Original accents/original instruments?

I just came across this fascinating documentary on the original pronunciation of Shakespeare by the father-and-son team David Crystal, a linguist, and his son Ben, an actor. Although I’ve been an enthusiast of the historically informed performance practice of music for many years, the idea that there could be an equivalent in theatre hadn’t really occurred to me. (I am a little embarrassed to say that I never attended a play at the Globe during my years in London; my only excuse is that I was too busy going to concerts.)

The accent the Crystals demonstrate sounds, to my foreign ears, a lot like the West Country accent you can still hear in the BBC radio drama The Archers. (I was very fond of this show when I lived in England, although I could understand almost none of what the characters said.) The piratical enunciated R and the rustic vowels and diphthongs seemed to provoke Ben Crystal to use a deeper, more earthy tone of voice in his acting. This made me think of certain scintillatingly fast, vigorous recordings of Vivaldi concerti grossi on original instruments that have come out in the past few years. Could it be that using equipment similar to that of the composer’s time frees us to be wilder and less “careful”? Shakespeare’s plays and classical music both have an undeserved reputation for being a bit precious and prissy, but we forget that at the time they were written, they were like the latest movie or pop song.

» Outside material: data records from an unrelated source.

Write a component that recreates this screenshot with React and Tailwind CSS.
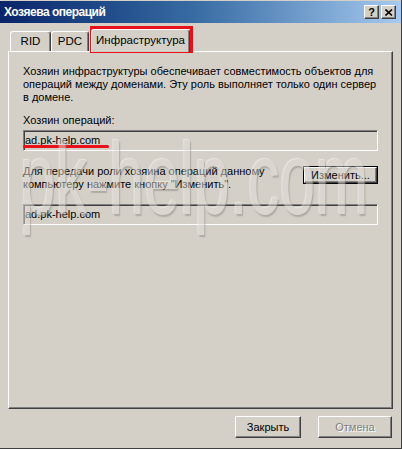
import React from 'react';

const raised =
  'border-t border-l border-t-white border-l-white border-r border-b border-r-[#404040] border-b-[#404040] shadow-[inset_-1px_-1px_0_#808080]';
const sunken =
  'border-t border-l border-t-[#808080] border-l-[#808080] border-r border-b border-r-white border-b-white shadow-[inset_1px_1px_0_#404040]';

const Tab = ({ label, selected, className = '' }) => (
  <div
    className={`${className} flex items-center justify-center rounded-t-[3px] border-t border-l border-t-white border-l-white border-r border-r-[#404040] shadow-[inset_-1px_0_0_#808080] bg-[#d4d0c8] ${
      selected ? 'h-[23px] -mb-px z-10 relative' : 'h-[20px]'
    }`}
  >
    <span className="text-[11.5px] leading-none text-black">{label}</span>
  </div>
);

const ReadOnlyField = ({ value, children }) => (
  <div className={`relative h-[21px] flex items-center pl-[1px] bg-[#d4d0c8] ${sunken}`}>
    <span className="text-[11px] text-black whitespace-nowrap">{value}</span>
    {children}
  </div>
);

export default function App() {
  return (
    <div className="relative w-[402px] h-[449px] bg-[#d4d0c8] overflow-hidden font-['Liberation_Sans',Arial,sans-serif] border-r border-b border-r-[#404040] border-b-[#404040]">
      {/* Title bar */}
      <div className="h-[22px] mt-[1px] flex items-center pl-[4px] pr-[4px] bg-gradient-to-r from-[#0a246a] via-[#3a6ea5] to-[#a6caf0]">
        <span className="text-white font-bold text-[12px] leading-none tracking-[-0.5px]">Хозяева операций</span>
        <div className="ml-auto flex gap-[2px] mr-[1px]">
          <div className={`w-[15px] h-[14px] bg-[#d4d0c8] flex items-center justify-center ${raised}`}>
            <span className="text-[11px] font-bold leading-none text-black">?</span>
          </div>
          <div className={`w-[15px] h-[14px] bg-[#d4d0c8] flex items-center justify-center ${raised}`}>
            <svg width="8" height="7" viewBox="0 0 8 7">
              <path d="M0.5 0.5 L7 6.5 M7 0.5 L0.5 6.5" stroke="#000" strokeWidth="1.6" />
            </svg>
          </div>
        </div>
      </div>

      {/* Tabs */}
      <div className="px-[8px] mt-[6px]">
        <div className="flex items-end h-[22px] pl-[2px]">
          <Tab label="RID" className="w-[41px]" />
          <Tab label="PDC" className="w-[38px]" />
          <Tab label="Инфраструктура" selected className="w-[99px] ml-[2px]" />
        </div>

        {/* Tab panel */}
        <div className={`relative h-[358px] px-[14px] pt-[13px] bg-[#d4d0c8] ${raised}`}>
          <div className="text-[11px] leading-[13px] text-black whitespace-nowrap">
            <div>Хозяин инфраструктуры обеспечивает совместимость объектов для</div>
            <div>операций между доменами. Эту роль выполняет только один сервер</div>
            <div>в домене.</div>
          </div>

          <div className="mt-[10px] text-[11px] leading-[13px] text-black">Хозяин операций:</div>
          <div className="mt-[3px]">
            <ReadOnlyField value="ad.pk-help.com">
              <div className="absolute left-[-1px] top-[14px] w-[86px] h-[3px] rounded-full bg-[#e8111a]" />
            </ReadOnlyField>
          </div>

          <div className="mt-[14px] flex items-start">
            <div className="text-[11px] leading-[13px] text-black whitespace-nowrap">
              <div>Для передачи роли хозяина операций данному</div>
              <div>компьютеру нажмите кнопку "Изменить".</div>
            </div>
            <div className="ml-auto mt-[1px] w-[75px] h-[18px] border border-black">
              <div className={`w-full h-full flex items-center justify-center bg-[#d4d0c8] ${raised}`}>
                <span className="text-[11px] leading-none text-black">Изменить...</span>
              </div>
            </div>
          </div>

          <div className="mt-[13px]">
            <ReadOnlyField value="ad.pk-help.com" />
          </div>
        </div>

        {/* Bottom buttons */}
        <div className="flex justify-end gap-[17px] mt-[7px] pr-[1px]">
          <div className={`w-[66px] h-[22px] flex items-center justify-center bg-[#d4d0c8] ${raised}`}>
            <span className="text-[11px] leading-none text-black">Закрыть</span>
          </div>
          <div className={`w-[74px] h-[22px] flex items-center justify-center bg-[#d4d0c8] ${raised}`}>
            <span className="text-[11px] leading-none text-[#808080] [text-shadow:1px_1px_0_#ffffff]">Отмена</span>
          </div>
        </div>
      </div>

      {/* Red highlight around selected tab */}
      <div className="absolute left-[90px] top-[26px] w-[103px] h-[27px] border-[3px] border-[#e8111a] pointer-events-none" />

      {/* Watermark */}
      <div className="absolute left-[20px] top-[128px] pointer-events-none opacity-50">
        <div className="origin-top scale-y-[1.6] text-[64px] leading-none text-[#e2dfd8] [text-shadow:1px_1px_1px_#8a8780,-1px_-1px_1px_#ffffff] font-['Liberation_Sans',Arial,sans-serif]">
          pk-help.com
        </div>
      </div>
    </div>
  );
}
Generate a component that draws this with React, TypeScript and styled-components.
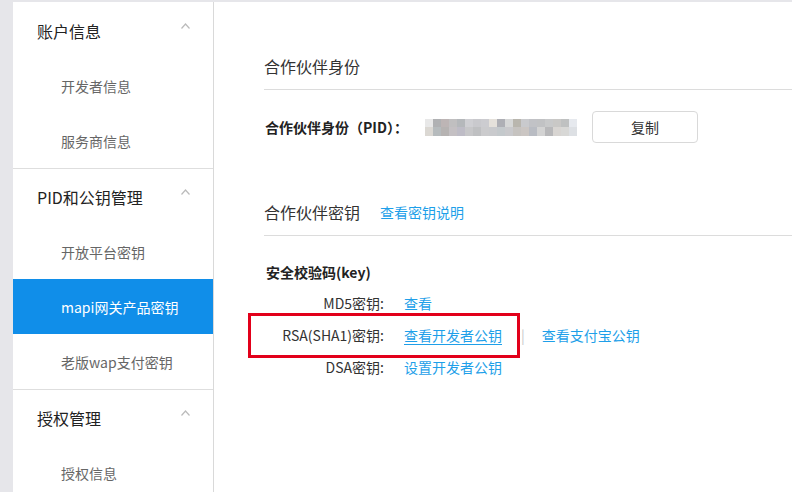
import React from 'react';
import styled, { createGlobalStyle } from 'styled-components';

const GlobalStyle = createGlobalStyle`
  html, body {
    margin: 0;
    padding: 0;
    height: 100%;
    overflow: hidden;
  }
  body {
    font-family: "Noto Sans CJK SC", "Noto Sans", sans-serif;
    color: #333;
  }
`;

const Page = styled.div`
  display: flex;
  height: 100vh;
  box-sizing: border-box;
  padding: 2px 0 0 13px;
  background: #e6e6ea;
  overflow: hidden;
`;

const Sidebar = styled.aside`
  flex: 0 0 200px;
  padding-top: 1px;
  background: #fff;
  border-right: 1px solid #d9d9d9;
`;

const Group = styled.div`
  border-bottom: 1px solid #dedede;
`;

const GroupHeader = styled.div`
  display: flex;
  align-items: center;
  justify-content: space-between;
  height: 55px;
  padding: 0 23px 0 24px;
  font-size: 16px;
  color: #222;
`;

const Chevron = styled.svg`
  width: 9px;
  height: 6px;
  margin-bottom: 9px;
  fill: none;
  stroke: #bbb;
  stroke-width: 1.2;
`;

const NavItem = styled.div<{ $active?: boolean }>`
  display: flex;
  align-items: center;
  height: 55px;
  padding-left: 48px;
  font-size: 14px;
  color: ${(p) => (p.$active ? '#fff' : '#666')};
  background: ${(p) => (p.$active ? '#108ee9' : 'transparent')};
`;

const Main = styled.main`
  flex: 1;
  background: #fff;
  padding: 52px 0 0 50px;
`;

const SectionHead = styled.div<{ $gap?: number }>`
  display: flex;
  align-items: center;
  gap: 20px;
  margin-top: ${(p) => p.$gap ?? 0}px;
  padding-bottom: 11px;
  border-bottom: 1px solid #dcdcdc;
`;

const SectionTitle = styled.h2`
  margin: 0;
  font-size: 16px;
  font-weight: 400;
  line-height: 24px;
  color: #333;
`;

const Link = styled.a<{ $underline?: boolean }>`
  font-size: 14px;
  line-height: 20px;
  color: #1e9fe9;
  text-decoration: ${(p) => (p.$underline ? 'underline' : 'none')};
  text-underline-offset: 3px;
  cursor: pointer;
`;

const PidRow = styled.div`
  display: flex;
  align-items: center;
  height: 32px;
  margin-top: 21px;
  padding-left: 1px;
`;

const BoldLabel = styled.span`
  font-size: 14px;
  font-weight: 700;
  line-height: 20px;
  color: #222;
`;

const Mosaic = styled.svg`
  display: block;
  width: 152px;
  height: 17px;
  margin: 0 15px 0 17px;
`;

const CopyButton = styled.button`
  width: 106px;
  height: 32px;
  border: 1px solid #d9d9d9;
  border-radius: 4px;
  background: #fff;
  font-family: inherit;
  font-size: 14px;
  color: #333;
`;

const KeyTitle = styled.div`
  margin: 26px 0 5px 2px;
  font-size: 14px;
  font-weight: 700;
  line-height: 20px;
  color: #222;
`;

const KeyRow = styled.div<{ $marked?: boolean }>`
  position: relative;
  display: flex;
  align-items: center;
  height: 32px;

  ${(p) =>
    p.$marked &&
    `
    &::after {
      content: '';
      position: absolute;
      left: -16px;
      top: -6px;
      width: 272px;
      height: 45px;
      box-sizing: border-box;
      border: 3px solid #e2001a;
      pointer-events: none;
    }
  `}
`;

const KeyLabel = styled.span`
  width: 120px;
  margin-right: 20px;
  text-align: right;
  font-size: 14px;
  line-height: 20px;
  color: #333;
`;

const Divider = styled.span`
  margin: 0 17px 0 19px;
  font-size: 14px;
  color: #c8c8c8;
`;

const mosaicRows = [
  ['#e8e8e8', '#b0b1b3', '#bdb5b5', '#c0bfc0', '#b5b8bb', '#cfcfd3', '#c9c9cd', '#ccccd0', '#e5e1db', '#aeafb5', '#d6d7d7', '#b9b6ae', '#c9cacd', '#c1c2c6', '#c1c2c4', '#c8c9ca', '#c9c8c6', '#bfc1c1', '#e6e9ee'],
  ['#dbd8d3', '#b6bbbd', '#b6b3b2', '#c4c0c3', '#bebcc6', '#c7c7c9', '#bfc0c2', '#cbcbcd', '#c9cacd', '#c4c9cc', '#c9c9cc', '#c6c3c0', '#cbc6c3', '#b9bcc3', '#d3d3d3', '#b8b8ba', '#d8d5d2', '#d8d8d6', '#dde0e4'],
];

const menu = [
  { title: '账户信息', items: ['开发者信息', '服务商信息'] },
  { title: 'PID和公钥管理', items: ['开放平台密钥', 'mapi网关产品密钥', '老版wap支付密钥'] },
  { title: '授权管理', items: ['授权信息'] },
];

const activeItem = 'mapi网关产品密钥';

const App: React.FC = () => {
  return (
    <>
      <GlobalStyle />
      <Page>
        <Sidebar>
          {menu.map((group) => (
            <Group key={group.title}>
              <GroupHeader>
                {group.title}
                <Chevron viewBox="0 0 9 6">
                  <polyline points="0.5,5.5 4.5,1 8.5,5.5" />
                </Chevron>
              </GroupHeader>
              {group.items.map((item) => (
                <NavItem key={item} $active={item === activeItem}>
                  {item}
                </NavItem>
              ))}
            </Group>
          ))}
        </Sidebar>

        <Main>
          <SectionHead>
            <SectionTitle>合作伙伴身份</SectionTitle>
          </SectionHead>
          <PidRow>
            <BoldLabel>合作伙伴身份（PID）：</BoldLabel>
            <Mosaic viewBox="0 0 152 17">
              {mosaicRows.map((row, r) =>
                row.map((c, i) => (
                  <rect key={`${r}-${i}`} x={i * 8} y={r * 8} width={8} height={r === 0 ? 8 : 9} fill={c} />
                ))
              )}
            </Mosaic>
            <CopyButton>复制</CopyButton>
          </PidRow>

          <SectionHead $gap={57}>
            <SectionTitle>合作伙伴密钥</SectionTitle>
            <Link>查看密钥说明</Link>
          </SectionHead>

          <KeyTitle>安全校验码(key)</KeyTitle>
          <KeyRow>
            <KeyLabel>MD5密钥:</KeyLabel>
            <Link>查看</Link>
          </KeyRow>
          <KeyRow $marked>
            <KeyLabel>RSA(SHA1)密钥:</KeyLabel>
            <Link $underline>查看开发者公钥</Link>
            <Divider>|</Divider>
            <Link>查看支付宝公钥</Link>
          </KeyRow>
          <KeyRow>
            <KeyLabel>DSA密钥:</KeyLabel>
            <Link>设置开发者公钥</Link>
          </KeyRow>
        </Main>
      </Page>
    </>
  );
};

export default App;
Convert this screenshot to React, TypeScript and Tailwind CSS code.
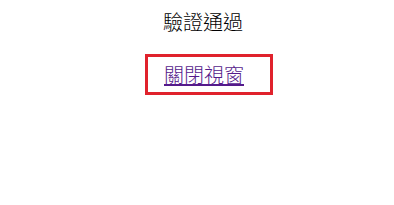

I was also struck by Ben Crystal’s insistence that some of the in-jokey puns in Shakespeare’s plays simply don’t work if an actor speaks them in modern Received Pronunciation. Pointing to a passage that plays on the word “hour,” he demonstrates that if we pronounce the vowels the way Shakespeare apparently did, it becomes a bawdy joke that is totally lost on actors who don’t use original pronunciation (and thus is lost on audiences too). This reminds me of certain facets of HIPP that we can deduce simply by looking at musical scores of the time, such as the way we can tell that Bach wanted us to use “low” fingerings on upper strings rather than “high” ones on lower strings in the fifth cello suite by examining the way he wrote the scordatura. If you ignore Bach’s hints, you miss out on the special resonance he was trying to create.

While we will never know the answers to some questions about a long-dead playwright’s or composer’s intentions, we don’t need a time-machine to figure out others.